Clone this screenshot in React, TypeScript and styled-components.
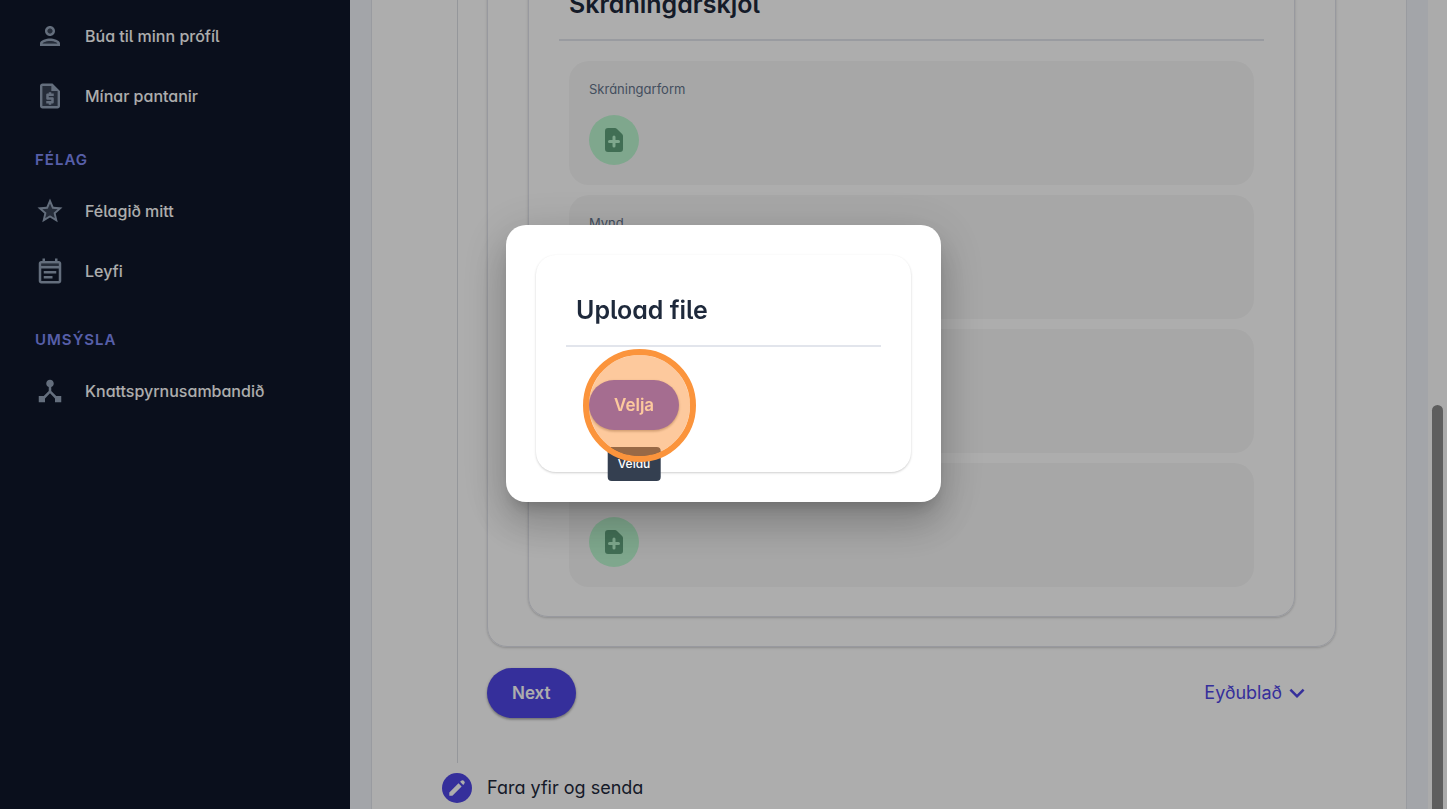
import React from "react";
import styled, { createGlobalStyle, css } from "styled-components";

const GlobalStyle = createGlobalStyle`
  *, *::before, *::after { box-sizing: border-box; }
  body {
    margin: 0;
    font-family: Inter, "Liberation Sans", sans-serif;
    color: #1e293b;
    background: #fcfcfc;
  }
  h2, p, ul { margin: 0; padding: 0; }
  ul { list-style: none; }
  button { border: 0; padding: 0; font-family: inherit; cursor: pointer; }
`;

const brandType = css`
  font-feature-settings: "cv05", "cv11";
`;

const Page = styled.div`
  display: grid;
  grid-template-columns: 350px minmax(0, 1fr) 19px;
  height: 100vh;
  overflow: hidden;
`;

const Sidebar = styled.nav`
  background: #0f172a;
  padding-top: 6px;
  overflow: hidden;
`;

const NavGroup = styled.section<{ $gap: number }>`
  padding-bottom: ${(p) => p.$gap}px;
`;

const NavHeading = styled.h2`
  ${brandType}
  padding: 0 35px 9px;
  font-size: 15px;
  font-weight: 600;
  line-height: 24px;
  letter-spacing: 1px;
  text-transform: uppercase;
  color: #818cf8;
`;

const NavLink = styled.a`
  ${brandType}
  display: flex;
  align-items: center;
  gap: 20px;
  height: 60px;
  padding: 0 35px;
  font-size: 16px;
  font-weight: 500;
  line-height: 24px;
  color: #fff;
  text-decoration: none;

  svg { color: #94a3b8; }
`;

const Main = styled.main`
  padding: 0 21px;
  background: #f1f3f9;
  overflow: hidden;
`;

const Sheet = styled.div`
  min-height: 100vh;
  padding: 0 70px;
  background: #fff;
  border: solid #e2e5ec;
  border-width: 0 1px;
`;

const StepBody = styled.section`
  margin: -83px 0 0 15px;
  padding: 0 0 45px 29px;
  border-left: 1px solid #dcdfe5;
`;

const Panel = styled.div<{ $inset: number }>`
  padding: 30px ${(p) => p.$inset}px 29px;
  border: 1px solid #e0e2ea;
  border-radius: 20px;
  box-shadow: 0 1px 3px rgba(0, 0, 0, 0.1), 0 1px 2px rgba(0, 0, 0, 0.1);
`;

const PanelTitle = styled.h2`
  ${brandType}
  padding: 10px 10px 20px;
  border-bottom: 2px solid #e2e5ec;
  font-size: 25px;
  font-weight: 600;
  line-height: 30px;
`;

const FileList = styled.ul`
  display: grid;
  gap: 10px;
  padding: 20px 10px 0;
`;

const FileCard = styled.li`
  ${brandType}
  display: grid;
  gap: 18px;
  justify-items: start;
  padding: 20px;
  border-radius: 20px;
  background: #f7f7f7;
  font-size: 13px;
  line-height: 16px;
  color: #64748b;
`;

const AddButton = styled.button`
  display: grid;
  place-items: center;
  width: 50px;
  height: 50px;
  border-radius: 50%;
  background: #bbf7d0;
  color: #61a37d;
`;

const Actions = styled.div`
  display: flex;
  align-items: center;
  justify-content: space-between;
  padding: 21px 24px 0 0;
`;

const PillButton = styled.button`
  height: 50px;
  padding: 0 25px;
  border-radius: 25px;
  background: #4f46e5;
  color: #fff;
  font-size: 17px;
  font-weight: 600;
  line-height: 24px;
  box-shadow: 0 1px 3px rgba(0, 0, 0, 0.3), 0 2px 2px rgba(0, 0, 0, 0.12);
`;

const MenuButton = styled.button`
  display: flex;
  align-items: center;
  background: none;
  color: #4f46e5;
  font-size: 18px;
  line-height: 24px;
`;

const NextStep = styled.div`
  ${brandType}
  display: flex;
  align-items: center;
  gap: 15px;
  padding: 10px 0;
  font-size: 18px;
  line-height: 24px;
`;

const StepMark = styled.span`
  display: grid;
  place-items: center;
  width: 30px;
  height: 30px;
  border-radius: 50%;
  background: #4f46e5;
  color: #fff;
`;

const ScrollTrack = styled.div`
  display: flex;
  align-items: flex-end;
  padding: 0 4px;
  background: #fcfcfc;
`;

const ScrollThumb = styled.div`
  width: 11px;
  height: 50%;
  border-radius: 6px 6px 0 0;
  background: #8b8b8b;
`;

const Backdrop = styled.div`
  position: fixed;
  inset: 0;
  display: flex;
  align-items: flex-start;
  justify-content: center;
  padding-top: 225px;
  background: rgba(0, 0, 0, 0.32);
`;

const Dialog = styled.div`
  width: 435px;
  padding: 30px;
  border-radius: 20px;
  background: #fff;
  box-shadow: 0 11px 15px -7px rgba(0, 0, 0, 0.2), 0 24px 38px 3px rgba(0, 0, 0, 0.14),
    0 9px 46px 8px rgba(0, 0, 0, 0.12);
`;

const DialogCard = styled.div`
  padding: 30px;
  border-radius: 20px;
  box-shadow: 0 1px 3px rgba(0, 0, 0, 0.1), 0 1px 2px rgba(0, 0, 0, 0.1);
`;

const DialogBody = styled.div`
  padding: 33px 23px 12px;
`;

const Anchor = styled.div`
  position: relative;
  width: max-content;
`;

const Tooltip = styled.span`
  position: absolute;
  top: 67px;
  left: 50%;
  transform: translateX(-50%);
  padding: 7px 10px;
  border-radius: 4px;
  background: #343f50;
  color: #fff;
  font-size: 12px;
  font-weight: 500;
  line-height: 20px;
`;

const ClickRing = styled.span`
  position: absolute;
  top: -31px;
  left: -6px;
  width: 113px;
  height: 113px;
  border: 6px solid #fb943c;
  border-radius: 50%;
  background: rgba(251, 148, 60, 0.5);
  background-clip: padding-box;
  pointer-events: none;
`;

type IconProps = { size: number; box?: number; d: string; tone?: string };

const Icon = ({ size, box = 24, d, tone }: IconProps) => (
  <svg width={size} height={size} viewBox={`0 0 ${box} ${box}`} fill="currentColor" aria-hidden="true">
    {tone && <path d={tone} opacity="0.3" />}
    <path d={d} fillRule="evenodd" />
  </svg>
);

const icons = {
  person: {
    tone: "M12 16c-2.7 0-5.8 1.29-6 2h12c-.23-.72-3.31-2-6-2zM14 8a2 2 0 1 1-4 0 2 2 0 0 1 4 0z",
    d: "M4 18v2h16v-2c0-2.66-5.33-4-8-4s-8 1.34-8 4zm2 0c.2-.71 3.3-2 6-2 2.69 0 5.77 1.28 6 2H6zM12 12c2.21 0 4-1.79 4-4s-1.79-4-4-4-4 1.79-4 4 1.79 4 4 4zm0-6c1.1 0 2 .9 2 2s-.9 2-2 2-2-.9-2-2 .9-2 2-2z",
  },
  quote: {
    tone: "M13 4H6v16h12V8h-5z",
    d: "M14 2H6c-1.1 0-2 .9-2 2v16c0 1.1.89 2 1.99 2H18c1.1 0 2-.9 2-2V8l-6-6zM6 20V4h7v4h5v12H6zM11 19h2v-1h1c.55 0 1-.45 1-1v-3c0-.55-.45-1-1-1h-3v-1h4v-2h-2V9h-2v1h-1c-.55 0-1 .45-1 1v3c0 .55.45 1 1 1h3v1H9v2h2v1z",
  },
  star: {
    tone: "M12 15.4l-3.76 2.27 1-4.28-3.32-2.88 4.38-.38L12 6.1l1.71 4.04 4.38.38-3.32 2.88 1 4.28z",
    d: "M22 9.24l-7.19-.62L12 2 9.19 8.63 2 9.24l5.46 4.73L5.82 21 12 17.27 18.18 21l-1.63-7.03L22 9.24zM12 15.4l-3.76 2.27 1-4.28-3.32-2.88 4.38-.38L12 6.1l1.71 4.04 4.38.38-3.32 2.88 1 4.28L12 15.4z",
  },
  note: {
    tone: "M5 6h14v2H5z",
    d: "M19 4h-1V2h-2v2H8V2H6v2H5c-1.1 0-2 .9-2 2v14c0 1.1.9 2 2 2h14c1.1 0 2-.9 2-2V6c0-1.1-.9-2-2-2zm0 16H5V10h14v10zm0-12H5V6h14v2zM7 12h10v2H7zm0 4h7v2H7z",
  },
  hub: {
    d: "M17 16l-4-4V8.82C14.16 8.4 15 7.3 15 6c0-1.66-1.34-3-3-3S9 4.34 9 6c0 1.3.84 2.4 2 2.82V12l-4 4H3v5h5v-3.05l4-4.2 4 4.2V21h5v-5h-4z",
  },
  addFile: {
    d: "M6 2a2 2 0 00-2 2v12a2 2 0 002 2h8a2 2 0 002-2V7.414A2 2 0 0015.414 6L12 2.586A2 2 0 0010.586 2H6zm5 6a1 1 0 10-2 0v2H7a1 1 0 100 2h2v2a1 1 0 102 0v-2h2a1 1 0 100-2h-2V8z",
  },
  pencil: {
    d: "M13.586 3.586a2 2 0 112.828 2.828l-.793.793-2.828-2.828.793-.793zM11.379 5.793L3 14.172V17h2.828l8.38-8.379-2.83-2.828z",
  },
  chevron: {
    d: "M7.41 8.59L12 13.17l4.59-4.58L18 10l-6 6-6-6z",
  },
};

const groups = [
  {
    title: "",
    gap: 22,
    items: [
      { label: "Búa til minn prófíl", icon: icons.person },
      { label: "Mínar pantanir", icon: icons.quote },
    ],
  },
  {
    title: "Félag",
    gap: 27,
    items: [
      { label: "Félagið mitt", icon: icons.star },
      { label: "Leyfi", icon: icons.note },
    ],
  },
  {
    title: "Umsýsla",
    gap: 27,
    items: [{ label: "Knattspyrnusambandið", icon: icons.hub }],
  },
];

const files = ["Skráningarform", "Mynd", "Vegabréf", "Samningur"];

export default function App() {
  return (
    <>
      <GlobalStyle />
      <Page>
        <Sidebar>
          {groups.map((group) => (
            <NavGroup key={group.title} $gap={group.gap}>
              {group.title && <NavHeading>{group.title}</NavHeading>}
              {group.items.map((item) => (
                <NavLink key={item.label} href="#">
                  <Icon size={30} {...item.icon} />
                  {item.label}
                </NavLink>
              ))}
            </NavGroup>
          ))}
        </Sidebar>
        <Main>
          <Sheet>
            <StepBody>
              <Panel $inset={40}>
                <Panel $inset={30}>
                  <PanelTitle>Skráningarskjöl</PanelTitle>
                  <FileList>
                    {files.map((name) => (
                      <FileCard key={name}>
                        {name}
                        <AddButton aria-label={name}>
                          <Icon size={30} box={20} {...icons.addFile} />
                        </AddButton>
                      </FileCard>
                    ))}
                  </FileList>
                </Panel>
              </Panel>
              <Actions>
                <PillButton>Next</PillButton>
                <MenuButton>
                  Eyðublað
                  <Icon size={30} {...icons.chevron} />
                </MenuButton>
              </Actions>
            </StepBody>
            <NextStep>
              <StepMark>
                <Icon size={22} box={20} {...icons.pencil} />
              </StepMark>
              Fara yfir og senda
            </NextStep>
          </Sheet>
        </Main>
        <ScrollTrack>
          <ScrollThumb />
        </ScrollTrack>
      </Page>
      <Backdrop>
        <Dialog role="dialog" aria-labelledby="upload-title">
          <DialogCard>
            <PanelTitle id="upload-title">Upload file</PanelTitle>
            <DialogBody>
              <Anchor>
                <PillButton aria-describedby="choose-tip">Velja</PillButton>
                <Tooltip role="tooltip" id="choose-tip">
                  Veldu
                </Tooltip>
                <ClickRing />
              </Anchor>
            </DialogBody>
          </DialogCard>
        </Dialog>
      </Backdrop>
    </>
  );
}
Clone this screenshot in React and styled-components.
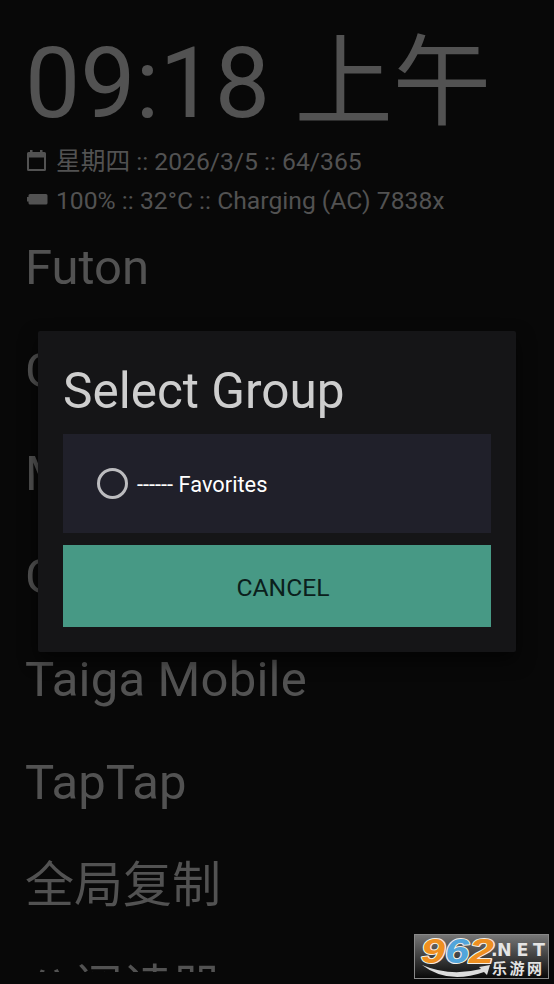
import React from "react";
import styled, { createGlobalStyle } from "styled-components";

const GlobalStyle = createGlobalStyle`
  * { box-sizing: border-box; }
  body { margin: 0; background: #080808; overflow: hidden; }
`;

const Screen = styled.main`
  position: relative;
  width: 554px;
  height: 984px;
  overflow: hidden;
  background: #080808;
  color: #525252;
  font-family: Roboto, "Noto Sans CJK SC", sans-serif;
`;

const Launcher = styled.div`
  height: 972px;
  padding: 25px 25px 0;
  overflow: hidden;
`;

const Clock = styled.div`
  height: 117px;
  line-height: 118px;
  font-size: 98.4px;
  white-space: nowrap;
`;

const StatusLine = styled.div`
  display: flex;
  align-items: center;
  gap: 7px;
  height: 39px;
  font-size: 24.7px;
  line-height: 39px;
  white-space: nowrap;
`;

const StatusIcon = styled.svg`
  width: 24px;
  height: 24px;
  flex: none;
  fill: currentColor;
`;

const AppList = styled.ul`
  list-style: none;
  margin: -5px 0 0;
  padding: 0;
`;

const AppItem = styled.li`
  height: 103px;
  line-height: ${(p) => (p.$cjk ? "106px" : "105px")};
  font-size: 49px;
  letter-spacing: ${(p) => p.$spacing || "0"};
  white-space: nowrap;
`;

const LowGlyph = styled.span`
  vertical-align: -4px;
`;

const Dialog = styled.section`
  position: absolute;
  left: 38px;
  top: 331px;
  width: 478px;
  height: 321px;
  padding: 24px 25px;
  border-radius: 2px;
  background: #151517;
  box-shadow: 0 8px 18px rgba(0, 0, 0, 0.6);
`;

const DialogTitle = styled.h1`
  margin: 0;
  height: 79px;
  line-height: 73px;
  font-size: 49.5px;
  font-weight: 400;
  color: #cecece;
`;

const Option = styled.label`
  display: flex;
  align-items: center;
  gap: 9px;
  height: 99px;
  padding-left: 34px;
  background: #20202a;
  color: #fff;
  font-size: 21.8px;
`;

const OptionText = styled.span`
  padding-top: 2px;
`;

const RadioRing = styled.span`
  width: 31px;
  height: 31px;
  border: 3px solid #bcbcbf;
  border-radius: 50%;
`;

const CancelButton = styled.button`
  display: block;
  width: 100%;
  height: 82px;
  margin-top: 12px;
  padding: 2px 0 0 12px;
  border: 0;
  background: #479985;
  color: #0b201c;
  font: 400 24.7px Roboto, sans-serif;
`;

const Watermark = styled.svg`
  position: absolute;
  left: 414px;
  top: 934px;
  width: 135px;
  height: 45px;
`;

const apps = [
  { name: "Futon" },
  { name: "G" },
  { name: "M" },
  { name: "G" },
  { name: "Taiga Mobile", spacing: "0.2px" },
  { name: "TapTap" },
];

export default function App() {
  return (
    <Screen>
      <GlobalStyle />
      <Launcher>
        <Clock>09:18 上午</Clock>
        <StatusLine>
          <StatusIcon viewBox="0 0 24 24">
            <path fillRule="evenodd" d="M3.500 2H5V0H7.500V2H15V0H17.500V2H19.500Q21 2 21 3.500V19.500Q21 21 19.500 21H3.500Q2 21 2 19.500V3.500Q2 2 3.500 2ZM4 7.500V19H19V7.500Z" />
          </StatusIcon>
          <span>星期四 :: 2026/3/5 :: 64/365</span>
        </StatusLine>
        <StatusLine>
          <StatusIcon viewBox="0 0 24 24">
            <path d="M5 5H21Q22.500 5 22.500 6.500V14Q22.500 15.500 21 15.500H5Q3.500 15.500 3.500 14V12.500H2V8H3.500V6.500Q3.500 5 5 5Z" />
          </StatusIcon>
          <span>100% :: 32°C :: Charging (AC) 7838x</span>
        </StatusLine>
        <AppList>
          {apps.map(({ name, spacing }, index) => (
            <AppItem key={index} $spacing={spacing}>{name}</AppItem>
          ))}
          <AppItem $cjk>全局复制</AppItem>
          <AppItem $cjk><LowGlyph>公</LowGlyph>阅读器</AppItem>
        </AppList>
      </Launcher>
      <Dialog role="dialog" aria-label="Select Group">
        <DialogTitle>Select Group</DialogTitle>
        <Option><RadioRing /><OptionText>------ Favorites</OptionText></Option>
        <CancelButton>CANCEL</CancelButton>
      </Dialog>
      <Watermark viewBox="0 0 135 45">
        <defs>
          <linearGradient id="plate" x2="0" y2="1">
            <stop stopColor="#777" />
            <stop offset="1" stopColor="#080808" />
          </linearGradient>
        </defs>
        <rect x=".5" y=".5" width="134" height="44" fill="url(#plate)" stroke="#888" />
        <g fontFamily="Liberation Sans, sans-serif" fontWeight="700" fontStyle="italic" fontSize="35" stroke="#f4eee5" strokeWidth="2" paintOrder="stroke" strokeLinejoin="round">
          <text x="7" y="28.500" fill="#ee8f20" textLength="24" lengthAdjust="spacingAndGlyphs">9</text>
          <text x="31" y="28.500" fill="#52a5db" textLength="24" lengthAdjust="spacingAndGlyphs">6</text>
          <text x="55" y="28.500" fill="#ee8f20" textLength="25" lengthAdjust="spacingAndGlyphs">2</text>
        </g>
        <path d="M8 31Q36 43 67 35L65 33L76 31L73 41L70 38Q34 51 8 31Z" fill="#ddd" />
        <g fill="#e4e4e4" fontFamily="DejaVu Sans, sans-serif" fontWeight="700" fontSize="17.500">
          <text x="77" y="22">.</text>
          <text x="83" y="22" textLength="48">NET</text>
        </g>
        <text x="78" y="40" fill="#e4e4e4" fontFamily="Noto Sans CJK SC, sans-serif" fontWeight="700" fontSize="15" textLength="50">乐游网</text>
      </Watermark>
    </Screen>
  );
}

* What is required *
Find the lines above that contain the word "this" and collect them.

* Complete response *
Clone this screenshot in React, TypeScript and styled-components.
Clone this screenshot in React and styled-components.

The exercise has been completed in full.